Mas fazemos nossa parte.
Adorei seu post.
Beijo
Estamos vivendo em uma desigualdade racial, social... e as pessoas que vêem e isso e acham normal, é pq pensa assim tb!!
Eu tenho esperança de um mundo mais justo!
bjks e bom fim de semana!
Obrigada pela linkagem ao meu texto, realmente tem muito a ver.
beijinhos cariocas
agora mudando de assunto. convidando você para ser autora do blog MUNDO COLORIDO. Caso aceita. passa e-mail para convidar. ok?
abraços
sabe que quando li seu comentario eu pensei: uau! queria ser assim! queria conseguir falar mal da minha maezinha ou de quem fosse sem me sentir assim mal, sabe? eu nao acho que vc sinta, vc parece lidar mesmo muito bem com tais diferencas e consegue falar numa boa!
menina esperta voce!
Lu, escreve la o post! eu vou adorar ler! isso se vc nao escreveu ainda nessa semana de ausencia minha!
acho que esses assuntos sao fortes e interessantissimos, pena que no fundo muita gente nao goste de ouvir falar sobre...
beijos
estamos sim num mundo preconceituoso e desigual, a diferenca e que a gente finge que ta tudo muito bem obrigado ne?
eu nao tenho muuuit esperanca, mas e preciso manter a chama! e eu acredito que nao ha mudanca sem consciencia, entao... melhor a gente falar o que acha ne?
eu acho sim, mas veja que ate mesmo aqui pouca gente comenta... eu ainda acho que assuntos espinhosos a gente prefere deixar pra debaixo do tapete... triste, mas e verdade.
obrigadissima e me manda informacoes sobre... no:'
borboletapequeninanasuecia@gmail.com
Sobre o assunto do post: eu nao acho que a gente nasca programado pra desigualdade, nao assim desse jeito.
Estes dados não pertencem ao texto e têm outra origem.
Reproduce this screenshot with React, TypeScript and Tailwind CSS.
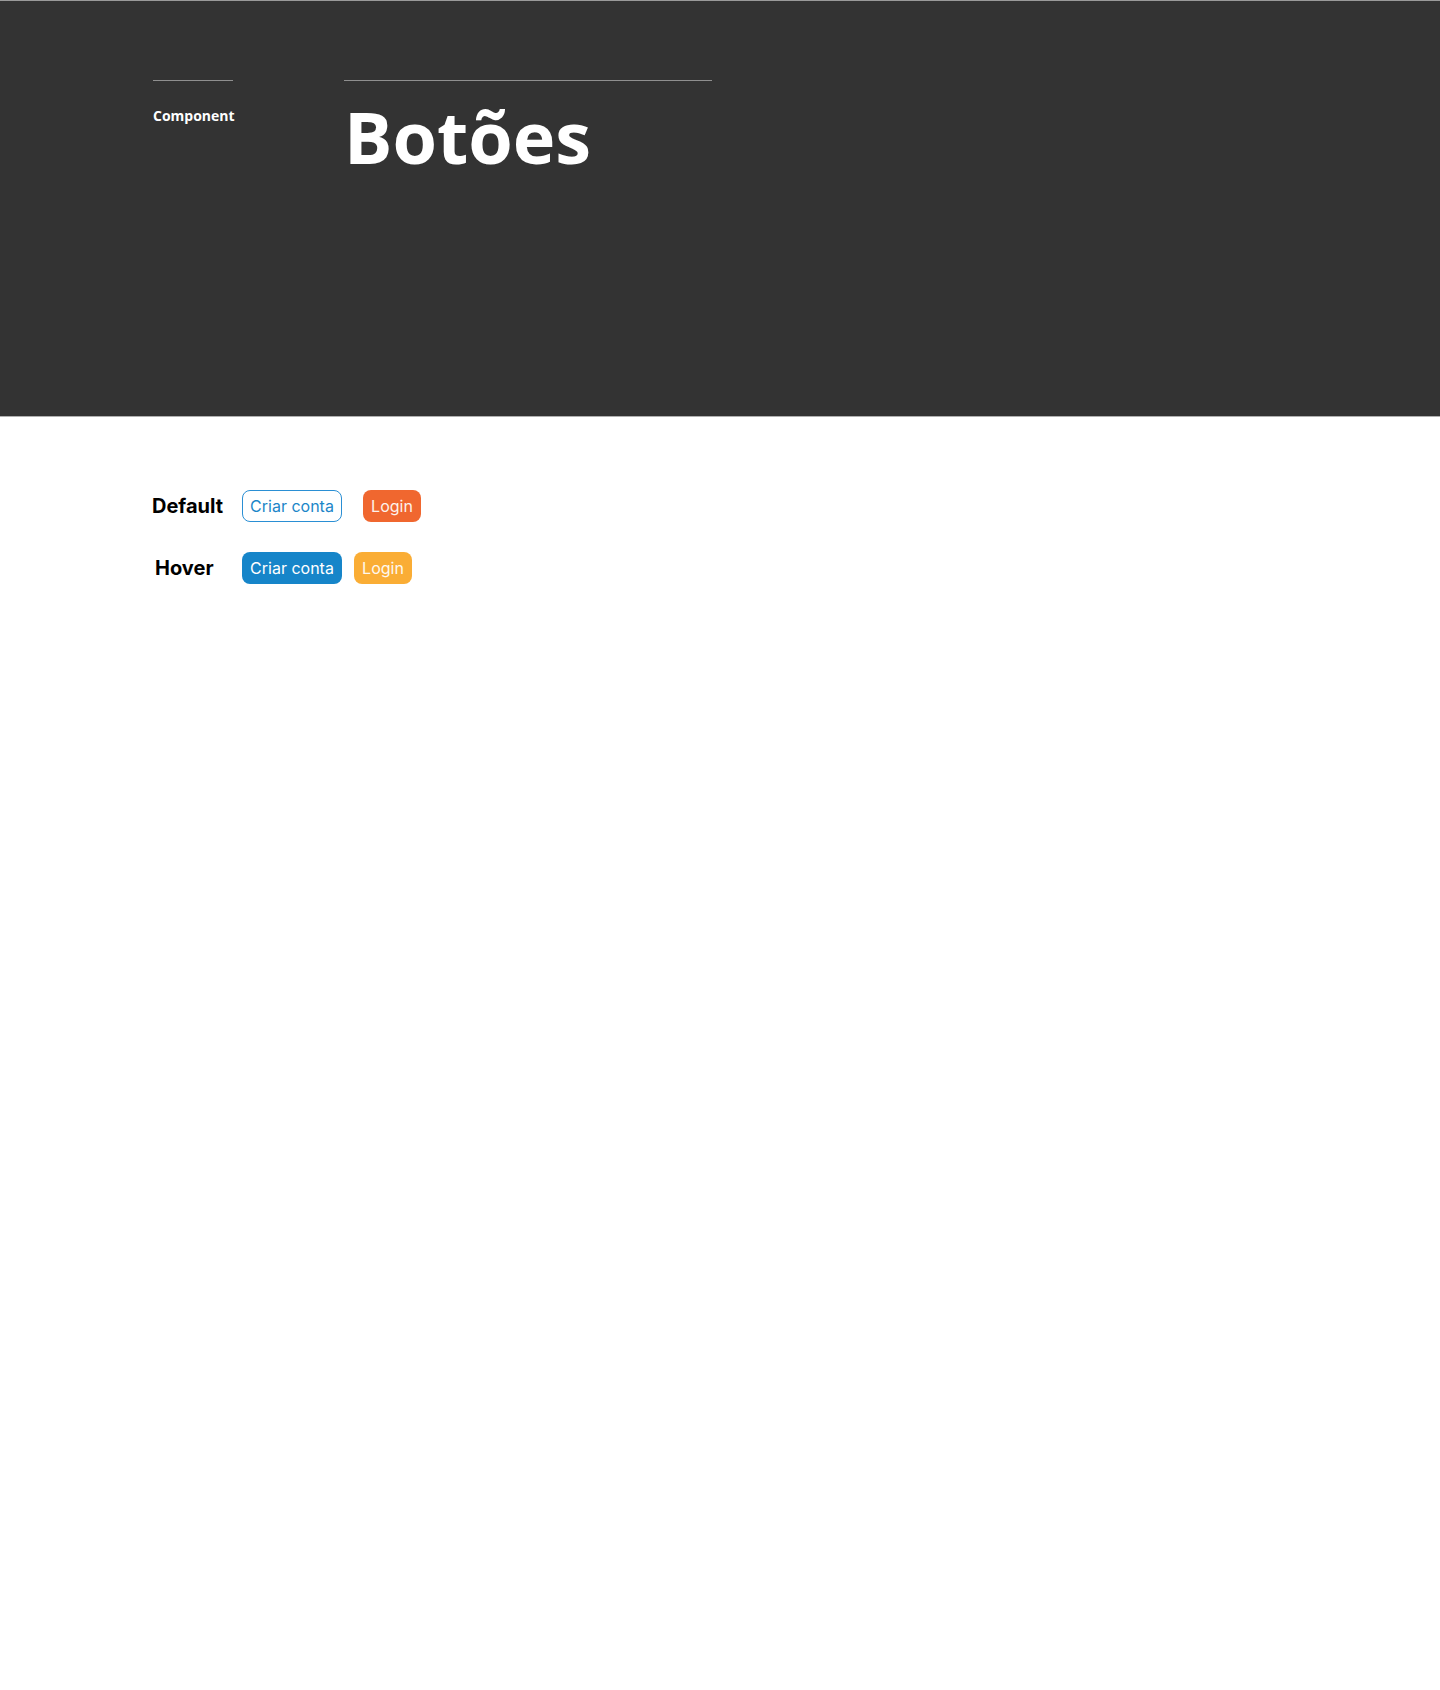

Acho que e natural do ser humano, porque somos animais tambem, querer disputar, sentir se superior para dominar o outro e tal. Mas como seres racionais e construtores de uma sociedade justa e que valha para todos a gente nao pode aceitar isso como algo dado a priori e pronto. Acho que mesmo que eu sinta preconceito contra algo ou alguem eu quero poda-lo porque tenho consciencia de que isso e minha parte animal falando e uma parte que prejudica o outro, a mim e a todos de uma forma ou de outra... falei muito! bjs
seu sotaque e gostoso de ouvir ate na escrita!
verdade... problema e que pouca gente se liga ou quer se ligar!